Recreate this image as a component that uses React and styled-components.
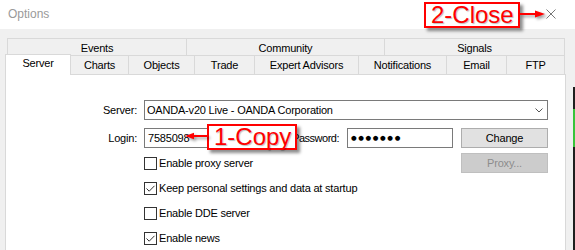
import React from "react";
import styled, { createGlobalStyle } from "styled-components";

const GlobalStyle = createGlobalStyle`
  html, body { margin: 0; padding: 0; }
  body {
    width: 575px;
    height: 250px;
    overflow: hidden;
    background: #f0f0f0;
    font-family: "Liberation Sans", Arial, sans-serif;
  }
`;

const Window = styled.div`
  position: relative;
  width: 575px;
  height: 250px;
  overflow: hidden;
  background: #f0f0f0;
  font-size: 11px;
  letter-spacing: -0.2px;
  color: #000;
`;

const TitleBar = styled.div`
  display: flex;
  align-items: center;
  justify-content: space-between;
  height: 29px;
  padding: 0 19px 0 8px;
  box-sizing: border-box;
  background: #fff;
`;

const Title = styled.span`
  font-size: 12px;
  line-height: 29px;
  letter-spacing: 0;
  color: #9a9a9a;
`;

const CloseIcon = styled.svg`
  display: block;
  margin-bottom: 2px;
`;

const Body = styled.div`
  padding: 9px 0 0 5px;
`;

const TabRow = styled.div`
  display: flex;
  align-items: flex-start;
  margin-left: ${(p) => p.$indent || 0}px;
`;

const Tab = styled.div`
  box-sizing: border-box;
  width: ${(p) => p.$w}px;
  height: ${(p) => (p.$back ? 17 : 19)}px;
  padding-top: ${(p) => (p.$back ? 2 : 1)}px;
  line-height: ${(p) => (p.$back ? 14 : 17)}px;
  border: 1px solid #d9d9d9;
  border-bottom: none;
  background: #f0f0f0;
  text-align: center;
  white-space: nowrap;

  & + & {
    margin-left: -1px;
  }
`;

const ActiveTab = styled(Tab)`
  position: relative;
  z-index: 1;
  height: 21px;
  margin-top: -1px;
  margin-bottom: -1px;
  padding-top: 0;
  line-height: 16px;
  background: #fff;
`;

const Panel = styled.div`
  box-sizing: border-box;
  width: 561px;
  height: 200px;
  padding: 25px 16px 0 0;
  border: 1px solid #d9d9d9;
  background: #fff;
`;

const Form = styled.div`
  display: grid;
  grid-template-columns: 131px 404px;
  column-gap: 7px;
  row-gap: 5px;
`;

const Label = styled.div`
  line-height: 20px;
  text-align: right;
  white-space: nowrap;
  margin-bottom: ${(p) => p.$after || 0}px;
`;

const Line = styled.div`
  grid-column: 2;
  display: flex;
  align-items: center;
  height: 20px;
  margin-bottom: ${(p) => p.$after || 0}px;
`;

const Select = styled.div`
  flex: 1;
  display: flex;
  align-items: center;
  justify-content: space-between;
  box-sizing: border-box;
  height: 20px;
  padding: 0 4px 0 2px;
  border: 1px solid #7a7a7a;
  background: #fff;
  line-height: 18px;
  white-space: nowrap;
`;

const Input = styled.div`
  box-sizing: border-box;
  width: ${(p) => p.$w}px;
  height: 20px;
  padding-left: 3px;
  border: 1px solid #7a7a7a;
  background: #fff;
  line-height: 18px;
`;

const Dots = styled.span`
  font-family: "DejaVu Sans", sans-serif;
  font-size: 6.5px;
  letter-spacing: 1.6px;
  line-height: 18px;
  vertical-align: top;
`;

const InlineLabel = styled.div`
  flex: 1;
  margin-right: 8px;
  text-align: right;
  letter-spacing: -0.5px;
  white-space: nowrap;
`;

const Button = styled.div`
  box-sizing: border-box;
  width: 87px;
  height: 20px;
  margin-left: ${(p) => p.$gap || 0}px;
  border: 1px solid ${(p) => (p.$disabled ? "#bfbfbf" : "#adadad")};
  background: ${(p) => (p.$disabled ? "#cccccc" : "#e1e1e1")};
  color: ${(p) => (p.$disabled ? "#8c8c8c" : "#000")};
  line-height: 18px;
  text-align: center;
`;

const CheckRow = styled.label`
  display: flex;
  align-items: center;
  gap: 2px;
  flex: 1;
  white-space: nowrap;
`;

const Box = styled.span`
  box-sizing: border-box;
  display: block;
  width: 13px;
  height: 13px;
  border: 1px solid #333;
  background: #fff;
`;

const Callout = styled.div`
  position: absolute;
  left: ${(p) => p.$x}px;
  top: ${(p) => p.$y}px;
  width: ${(p) => p.$w}px;
  height: 26px;
  box-sizing: border-box;
  padding-left: 5px;
  border: 2px solid #f00;
  background: #fff;
  box-shadow: 3px 3px 3px rgba(0, 0, 0, 0.45);
  color: #f00;
  font-size: 24px;
  line-height: 22px;
  letter-spacing: 0;
  white-space: nowrap;
  text-shadow: 1px 1px 1px rgba(0, 0, 0, 0.25);
`;

const Arrow = styled.svg`
  position: absolute;
  left: ${(p) => p.$x}px;
  top: ${(p) => p.$y}px;
  filter: drop-shadow(2px 2px 1.5px rgba(0, 0, 0, 0.4));
`;

const EdgeStrip = styled.div`
  position: absolute;
  right: 0;
  top: 87px;
  bottom: 0;
  width: 2px;
  background: #1f1f1f;

  &::before {
    content: "";
    display: block;
    margin-top: 22px;
    height: 38px;
    background: #39c43a;
  }
`;

function Check({ checked, children }) {
  return (
    <CheckRow>
      <Box>
        {checked && (
          <svg width="11" height="11" viewBox="0 0 11 11">
            <path d="M1.5 5.5 L4.2 8.2 L9.5 2.8" fill="none" stroke="#333" strokeWidth="1" />
          </svg>
        )}
      </Box>
      {children}
    </CheckRow>
  );
}

const backTabs = [
  ["Events", 180],
  ["Community", 199],
  ["Signals", 181],
];

const frontTabs = [
  ["Charts", 59],
  ["Objects", 67],
  ["Trade", 61],
  ["Expert Advisors", 105],
  ["Notifications", 89],
  ["Email", 61],
  ["FTP", 59],
];

export default function App() {
  return (
    <>
      <GlobalStyle />
      <Window>
        <TitleBar>
          <Title>Options</Title>
          <CloseIcon width="10" height="10" viewBox="0 0 10 10">
            <path d="M0.5 0.5 L9.5 9.5 M9.5 0.5 L0.5 9.5" stroke="#777" strokeWidth="1" />
          </CloseIcon>
        </TitleBar>

        <Body>
          <TabRow $indent={2}>
            {backTabs.map(([name, w]) => (
              <Tab key={name} $w={w} $back>
                {name}
              </Tab>
            ))}
          </TabRow>
          <TabRow>
            <ActiveTab $w={66}>Server</ActiveTab>
            {frontTabs.map(([name, w]) => (
              <Tab key={name} $w={w}>
                {name}
              </Tab>
            ))}
          </TabRow>

          <Panel>
            <Form>
              <Label $after={3}>Server:</Label>
              <Line $after={3}>
                <Select>
                  <span>OANDA-v20 Live - OANDA Corporation</span>
                  <svg width="8" height="5" viewBox="0 0 8 5">
                    <path d="M0.5 0.5 L4 4 L7.5 0.5" fill="none" stroke="#555" strokeWidth="1" />
                  </svg>
                </Select>
              </Line>

              <Label>Login:</Label>
              <Line>
                <Input $w={105}>7585098</Input>
                <InlineLabel>Password:</InlineLabel>
                <Input $w={106}>
                  <Dots>●●●●●●●</Dots>
                </Input>
                <Button $gap={8}>Change</Button>
              </Line>

              <Line>
                <Check>Enable proxy server</Check>
                <Button $disabled>Proxy...</Button>
              </Line>
              <Line>
                <Check checked>Keep personal settings and data at startup</Check>
              </Line>
              <Line>
                <Check>Enable DDE server</Check>
              </Line>
              <Line>
                <Check checked>Enable news</Check>
              </Line>
            </Form>
          </Panel>
        </Body>

        <Callout $x={424} $y={2} $w={96}>2-Close</Callout>
        <Arrow $x={519} $y={9} width="28" height="10" viewBox="0 0 28 10">
          <path d="M1 5 L17 5" stroke="#f00" strokeWidth="2" />
          <polygon points="16,1.5 26,5 16,8.5" fill="#f00" />
        </Arrow>

        <Callout $x={207} $y={124} $w={90}>1-Copy</Callout>
        <Arrow $x={183} $y={131} width="26" height="10" viewBox="0 0 26 10">
          <path d="M25 5 L10 5" stroke="#f00" strokeWidth="2" />
          <polygon points="11,1.8 2,5 11,8.2" fill="#f00" />
        </Arrow>

        <EdgeStrip />
      </Window>
    </>
  );
}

-----

• REQUIREMENTS
List each line in the listing that contains the string "components".

• EXERCISE OUTPUT
Recreate this image as a component that uses React and styled-components.
import styled, { createGlobalStyle } from "styled-components";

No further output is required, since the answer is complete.